Modelo brasileiro propicia gestão participativa
Duarte explica que os comitês de bacia foram pensados para atender aos maiores interessados, a sociedade civil e os usuários da água (indústrias, empresas de saneamento, usinas hidrelétricas, usinas termelétricas, agricultura irrigada e etc.). Por isso, na formação de cada comitê, estes setores perfazem, no mínimo, 60 % da totalidade dos membros, sendo o restante preenchido por representantes dos poderes públicos. Vale dizer que o domínio dos estados e da União sobre os rios é assegurado pela Constituição, o que na prática inviabiliza a autonomia de cada comitê para gerenciar rios de diferentes domínios hídricos que se comunicam como vasos comunicantes, independente dos limites administrativos dos entes federados.
O modelo de gestão defendido por Jander é dominante em países como França, onde as seis principais bacias do país são administradas por comitês e agências de bacia, o braço executivo dos comitês. Na França, no entanto, o Estado é Unitário, diferente do Brasil, onde o federalismo dá autonomia para os estados, municípios e União, dificultando a tomada de decisões em um contexto mais amplo, como o das bacias hidrográficas.

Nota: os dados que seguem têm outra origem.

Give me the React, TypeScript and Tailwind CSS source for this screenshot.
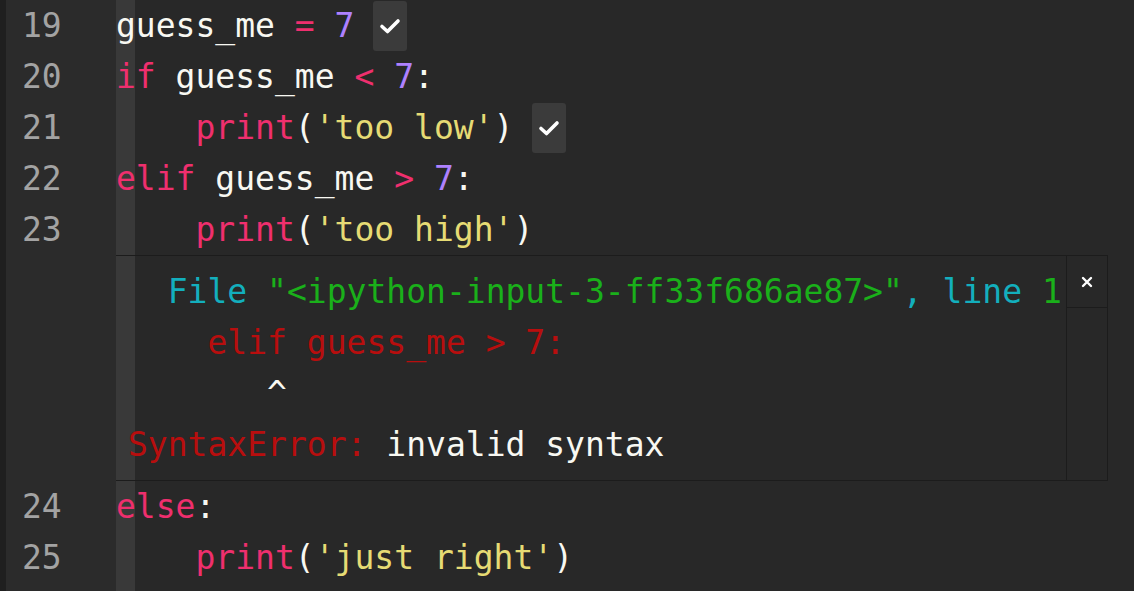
import React from "react";

type Tok = [string, string];

const W = "text-[#f8f8f2]";
const K = "text-[#ef2f6e]";
const N = "text-[#ae81ff]";
const S = "text-[#e6db74]";

const lines: { n: number; toks: Tok[]; check?: boolean }[] = [
  { n: 19, toks: [["guess_me ", W], ["=", K], [" ", W], ["7", N]], check: true },
  { n: 20, toks: [["if", K], [" guess_me ", W], ["<", K], [" ", W], ["7", N], [":", W]] },
  { n: 21, toks: [["    ", W], ["print", K], ["(", W], ["'too low'", S], [")", W]], check: true },
  { n: 22, toks: [["elif", K], [" guess_me ", W], [">", K], [" ", W], ["7", N], [":", W]] },
  { n: 23, toks: [["    ", W], ["print", K], ["(", W], ["'too high'", S], [")", W]] },
];

const tail: { n: number; toks: Tok[] }[] = [
  { n: 24, toks: [["else", K], [":", W]] },
  { n: 25, toks: [["    ", W], ["print", K], ["(", W], ["'just right'", S], [")", W]] },
];

const CY = "text-[#13afbd]";
const GR = "text-[#1ab01a]";
const RD = "text-[#b80e0e]";

const output: Tok[][] = [
  [["  ", W], ["File ", CY], ['"<ipython-input-3-ff33f686ae87>"', GR], [", ", CY], ["line ", CY], ["1", GR]],
  [["    ", W], ["elif guess_me > 7:", RD]],
  [["       ^", W]],
  [["SyntaxError:", RD], [" invalid syntax", W]],
];

function Check() {
  return (
    <span className="inline-flex items-center justify-center w-[34px] h-[50px] ml-[19px] rounded-[3px] bg-[#3b3b3b] align-middle">
      <svg width="22" height="18" viewBox="0 0 22 18" fill="none">
        <path d="M3 9.5 L8.5 14.5 L19 4" stroke="#ffffff" strokeWidth="3.6" strokeLinecap="round" strokeLinejoin="round" />
      </svg>
    </span>
  );
}

function Gutter({ n }: { n?: number }) {
  return (
    <div className="w-[110px] shrink-0 bg-[#2b2b2b] pl-[16px] text-[#a3a3a3]">
      {n}
    </div>
  );
}

const guide = "bg-[linear-gradient(to_right,#393939_19px,transparent_19px)]";

function CodeRow({ n, toks, check }: { n: number; toks: Tok[]; check?: boolean }) {
  return (
    <div className="flex h-[51px] items-center">
      <Gutter n={n} />
      <div className={`flex-1 h-full flex items-center whitespace-pre ${guide}`}>
        {toks.map(([t, c], i) => (
          <span key={i} className={c}>
            {t}
          </span>
        ))}
        {check && <Check />}
      </div>
    </div>
  );
}

export default function App() {
  return (
    <div
      className="w-[1134px] h-[591px] overflow-hidden flex bg-[#282828] text-[33px] leading-[51px]"
      style={{ fontFamily: '"DejaVu Sans Mono", "Liberation Mono", monospace' }}
    >
      <div className="w-[6px] shrink-0 bg-[#1f1f1f]" />
      <div className="flex-1 flex flex-col">
        {lines.map((l) => (
          <CodeRow key={l.n} {...l} />
        ))}
        <div className="flex h-[226px]">
          <Gutter />
          <div className={`flex-1 ${guide}`}>
            <div className="w-[992px] h-full flex border-t border-b border-r border-[#1c1c1c]">
              <div className="flex-1 pl-[12px] pt-[10px] whitespace-pre">
                {output.map((row, i) => (
                  <div key={i} className="h-[51px] flex items-center">
                    {row.map(([t, c], j) => (
                      <span key={j} className={c}>
                        {t}
                      </span>
                    ))}
                  </div>
                ))}
              </div>
              <div className="w-[41px] border-l border-[#1c1c1c] flex flex-col">
                <div className="h-[52px] border-b border-[#1c1c1c] flex items-center justify-center">
                  <svg width="12" height="12" viewBox="0 0 12 12">
                    <path d="M2 2 L10 10 M10 2 L2 10" stroke="#ffffff" strokeWidth="2.4" strokeLinecap="round" />
                  </svg>
                </div>
              </div>
            </div>
          </div>
        </div>
        {tail.map((l) => (
          <CodeRow key={l.n} {...l} />
        ))}
        <div className="flex flex-1">
          <Gutter />
          <div className={`flex-1 ${guide}`} />
        </div>
      </div>
    </div>
  );
}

Portanto, os comitês brasileiros deveriam assumir, de fato, a gestão das bacias hidrográficas, independente dos domínios hídricos, uma vez que é, na prática, uma experiência regional entre unidades federadas. Essa experiência pode-se consolidar, com a participação da sociedade, como peça fundamental do pacto federativo local, onde a agenda de debates e negociações passa, obrigatoriamente, pela cooperação entre as unidades federadas, com a interveniência dos usuários da água e da sociedade civil, fortalecendo, desse modo, o federalismo brasileiro, conclui Duarte.